Hafta sonu Antalya Kitap Fuarı’ndaydık. Cumartesi ve pazar Cumhuriyet Kitapları standında, Bilgi Yayınevi’nde okurlarla buluştuk. Kitap fuarları sözümüzü yerel basınla da paylaştık:
Okurla yazar buluşursa okuryazar oluruz!
Gelişmiş toplumda ayda bir kez kitabevine giden ve bir yayın organını düzenli olarak takip eden kişiye okuryazar deniyor. Bu oran Türkiye’de yüzde 5. Avrupa ortalaması yüzde 50’nin üzerinde. Rekor Finlandiya’da, yüzde 65...
Önceki yıllarda kitap okuru ilgisini çeken kitabı arardı. Önce bulur sonra fiyatını sorardı. Eylül sonundan bu yana katıldığımız altı fuarda giderek şu öne çıkıyor:
Önce kitabın fiyatına bakılıyor sonra içeriğine!
Ekonomik krize karşın bütçesinden kitaba pay ayıranların olması ise umut verici.
***
Antalya’da iki gün boyunca yüzlerce okurla yüz yüze geldik.

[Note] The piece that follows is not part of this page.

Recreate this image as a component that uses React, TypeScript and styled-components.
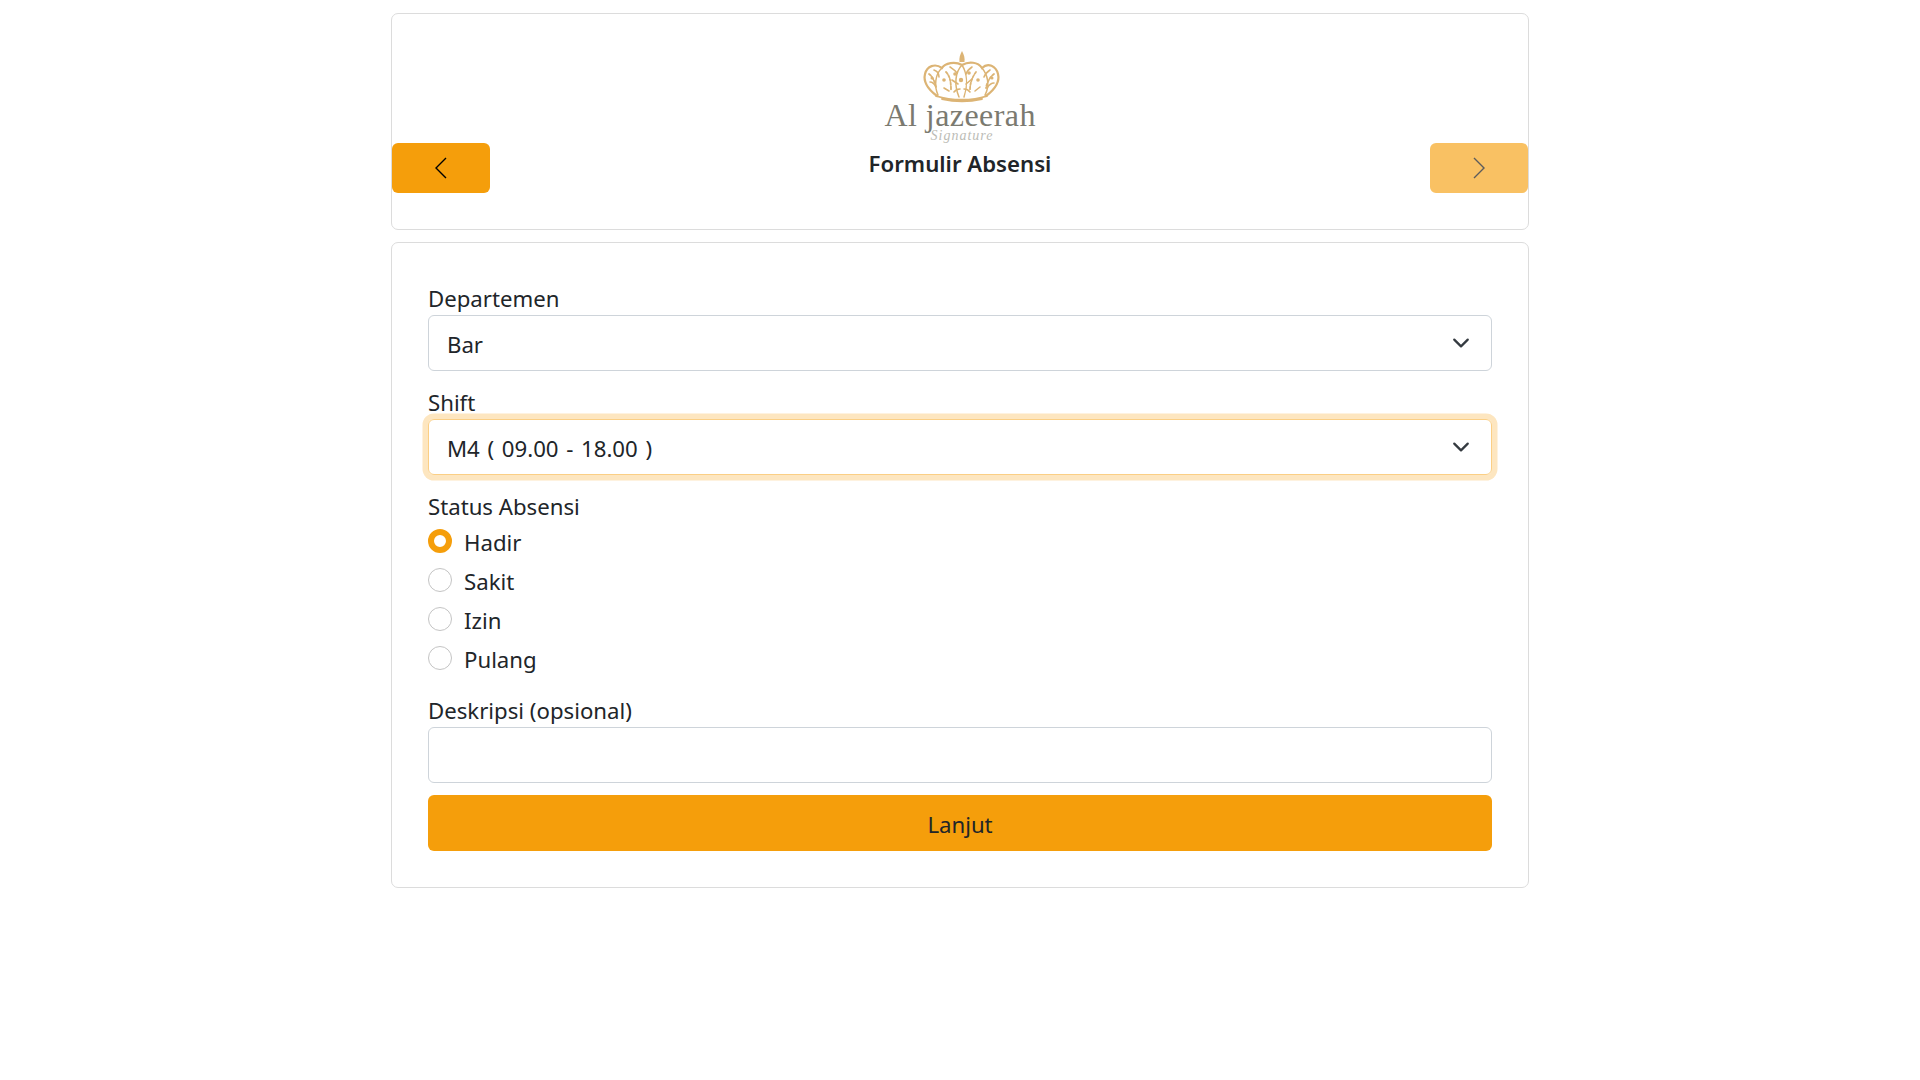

Soruları yanıtladık, dertleri dinledik. CHP’deki değişim bir beklenti yaratmış. Bu beklentinin umuda dönmesi gerekiyor. Değişimin umuda dönmesi bekleniyor.
Her kesim yaşananları kendi penceresinden değerlendiriyor. Konuştuğumuz kişi kadar çeşitli düşünce vardı. AKP’nin yarattığı, kronikleşen sorunların “artık çözülemez hale geldiği” görüşü öne çıkmaya başlamış. Bu tehlikeli. Otoriter yönetimlerin bir başka hedefi de şudur:
Toplumun, iktidar değişikliğinin artık mümkün olamayacağı düşüncesine kapılması ve demokrasi arayışından kopması!
CHP, yönetim değişikliğini umut yüksekliğine çeviremezse, bu eğilim kazanabilir. Bunun devamı da şudur:
- İktidar değişir diye beklemekten yorulduk, bu koşullarda nasıl yaşanır ona bakalım!